Although some Turkish actions, such as providing Iraqi Kurdish Peshmerga soldiers passage across the border to fight ISIS, have been commended by the Kurdish community, Turkey’s overall approach to the crisis has lost the country much of what little progress its peace process made with the Kurds. President Erdoğan recently equated the PKK with ISIS, provoking Kurdish solidarity riots throughout Turkey and as far away as London. Some Kurds have even accused the Turkish state of clandestinely creating and supporting ISIS in order to undermine Kurdish resistance in the region. While there is no hard evidence to back up such claims, Turkey’s motivations in the conflict are indeed muddled. The majority of Turkish Muslims, including President Erdoğan himself, are Sunni, belonging to the same Muslim sect as ISIS. Though these sectoral ties certainly do not equate to Turkish support for ISIS, the Turkish state’s ambivalent stance toward the group may stem from a perceived need to temper its response to ISIS so as to avoid alienating moderate, or awakening more extreme, Sunni elements within its own population. Similarly (and likely more importantly), supporting armed Kurds, or standing on the same side of the battlefield with the PKK in any respect, goes against deeply ingrained Turkish instinct.
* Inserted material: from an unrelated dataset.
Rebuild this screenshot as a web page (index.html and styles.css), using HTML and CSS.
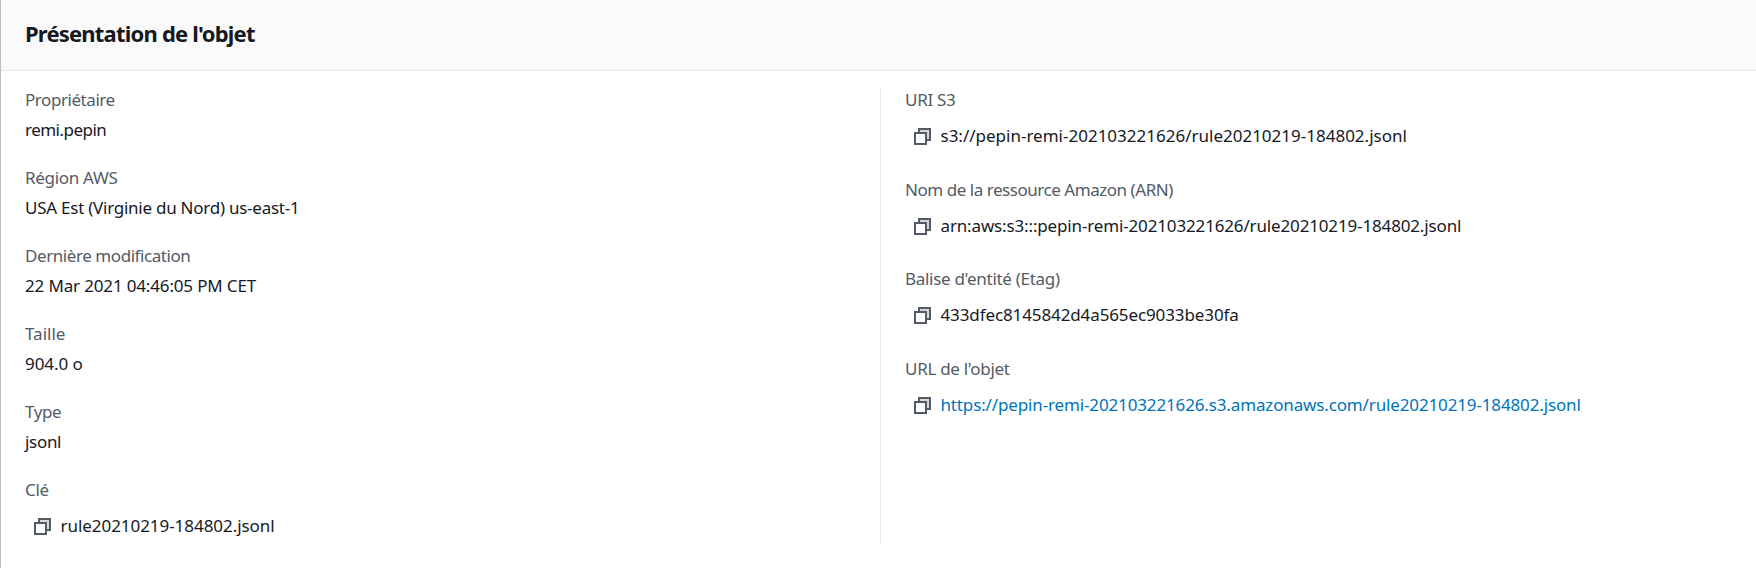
FILE: index.html
```html
<!DOCTYPE html>
<html lang="fr">
<head>
<meta charset="utf-8">
<title>Présentation de l'objet</title>
<link rel="stylesheet" href="styles.css">
</head>
<body>
<svg class="sprite" aria-hidden="true">
  <symbol id="copy" viewBox="0 0 17 17">
    <path class="icon-shade" d="M5 2h10v10h-3V5H5z" />
    <path d="M5 5V1h11v11h-4" />
    <path d="M1 5h11v11H1z" />
  </symbol>
</svg>
<section class="panel">
  <header class="panel-header"><h2 class="title">Présentation de l'objet</h2></header>
  <div class="columns">
    <dl class="column column-left">
      <div class="item owner"><dt class="label">Propriétaire</dt><dd class="value">remi.pepin</dd></div>
      <div class="item region"><dt class="label">Région AWS</dt><dd class="value">USA Est (Virginie du Nord) us-east-1</dd></div>
      <div class="item modified"><dt class="label">Dernière modification</dt><dd class="value">22 Mar 2021 04:46:05 PM CET</dd></div>
      <div class="item size"><dt class="label">Taille</dt><dd class="value">904.0 o</dd></div>
      <div class="item type"><dt class="label">Type</dt><dd class="value">jsonl</dd></div>
      <div class="item key"><dt class="label">Clé</dt><dd class="value copyable"><svg class="icon"><use href="#copy"/></svg><span>rule20210219-184802.jsonl</span></dd></div>
    </dl>
    <dl class="column column-right">
      <div class="item uri"><dt class="label">URI S3</dt><dd class="value copyable"><svg class="icon"><use href="#copy"/></svg><span>s3://pepin-remi-202103221626/rule20210219-184802.jsonl</span></dd></div>
      <div class="item arn"><dt class="label">Nom de la ressource Amazon (ARN)</dt><dd class="value copyable"><svg class="icon"><use href="#copy"/></svg><span>arn:aws:s3:::pepin-remi-202103221626/rule20210219-184802.jsonl</span></dd></div>
      <div class="item etag"><dt class="label">Balise d'entité (Etag)</dt><dd class="value copyable"><svg class="icon"><use href="#copy"/></svg><span>433dfec8145842d4a565ec9033be30fa</span></dd></div>
      <div class="item url"><dt class="label">URL de l'objet</dt><dd class="value copyable"><svg class="icon"><use href="#copy"/></svg><a class="link" href="#">https://pepin-remi-202103221626.s3.amazonaws.com/rule20210219-184802.jsonl</a></dd></div>
    </dl>
  </div>
</section>
</body>
</html>
```

FILE: styles.css
```css
* { box-sizing: border-box; }
body {
  margin: 0;
  background: #fff;
  color: #16191f;
  font: 17px/21px "Noto Sans", sans-serif;
}
.sprite { display: none; }
.panel { height: 568px; border-left: 1px solid #b9bfc9; overflow: hidden; }
.panel-header {
  height: 71px;
  padding: 18px 24px;
  background: #fafafa;
  border-bottom: 1px solid #eaeded;
}
.title { margin: 0; font-size: 22px; line-height: 30px; font-weight: 700; letter-spacing: -0.8px; }
.columns { display: grid; grid-template-columns: 879px 1fr; padding-top: 18px; }
.column { display: flex; flex-direction: column; height: 455px; margin: 0; padding-left: 24px; }
.column-left { gap: 27px; }
.column-right { gap: 26.67px; border-left: 1px solid #eaeded; }
.label { color: #545b64; letter-spacing: -0.3px; white-space: nowrap; }
.value { margin: 9px 0 0; letter-spacing: -0.3px; white-space: nowrap; }
.copyable { display: flex; margin-top: 15px; padding: 0 0 6px 9px; gap: 9.5px; }
.icon { width: 17px; height: 17px; margin-top: 3px; fill: none; stroke: #545b64; stroke-width: 2; }
.icon-shade { fill: #d5d9df; stroke: none; }
.link { color: #0073bb; text-decoration: none; }

/* Tracking per field */
.owner .label { letter-spacing: -0.44px; }
.owner .value { letter-spacing: -0.52px; }
.region .value { letter-spacing: -0.25px; }
.modified .label { letter-spacing: -0.43px; }
.modified .value { letter-spacing: -0.155px; }
.size .label { letter-spacing: 0; }
.size .value { letter-spacing: -0.06px; }
.type .label { letter-spacing: -0.4px; }
.key .value { letter-spacing: -0.05px; }
.uri .value { letter-spacing: 0; }
.arn .label { letter-spacing: -0.46px; }
.arn .value { letter-spacing: -0.15px; }
.etag .value { letter-spacing: -0.11px; }
.url .value { letter-spacing: -0.14px; }
```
However, facing both internal and external pressure, Turkey will ultimately have to put its balancing act to an end and throw its full weight behind the Kurds in Kobani. The international stakes are simply too high. While Turkey’s reluctance to fight alongside the Kurds, combined with concern for its internal Sunni popultion, may have kept Turkey’s reaction towards the terrorist group fairly subdued so far, ISIS is far too demonized by the international community at large for Turkey to continue to get away with such a neutral stance. Whispers of Turkey’s expulsion have already begun to reverberate throughout the North Atlantic Treaty Organization (NATO). Turkey’s continued lack of commitment to the fight against ISIS also puts in peril its precious alliance with the United States and threatens its bid to the EU. Within Turkey’s border, PKK leaders have clearly articulated that the fall of Kobani is equivalent to a declaration of war by Turkey against the Kurds. If Turkey continues its flaky opposition to ISIS, it risks a full-scale civil war within its borders. With the Kobani crisis having granted the Kurdish plight substantial international sympathy, this would not be an appealing outcome for Turkey.

Thus, at the risk of losing its hard-won friends both inside and outside its borders, Turkey must find a way to put the history of the Kurdish question aside and embrace a new era in which the two groups are united against a common enemy. If they are able to do so, the blight ISIS leaves on history’s landscape will be lightened ever so slightly by its role in bringing the Turks and Kurds together to finally answer the century-old “Kurdish Question” in Turkey.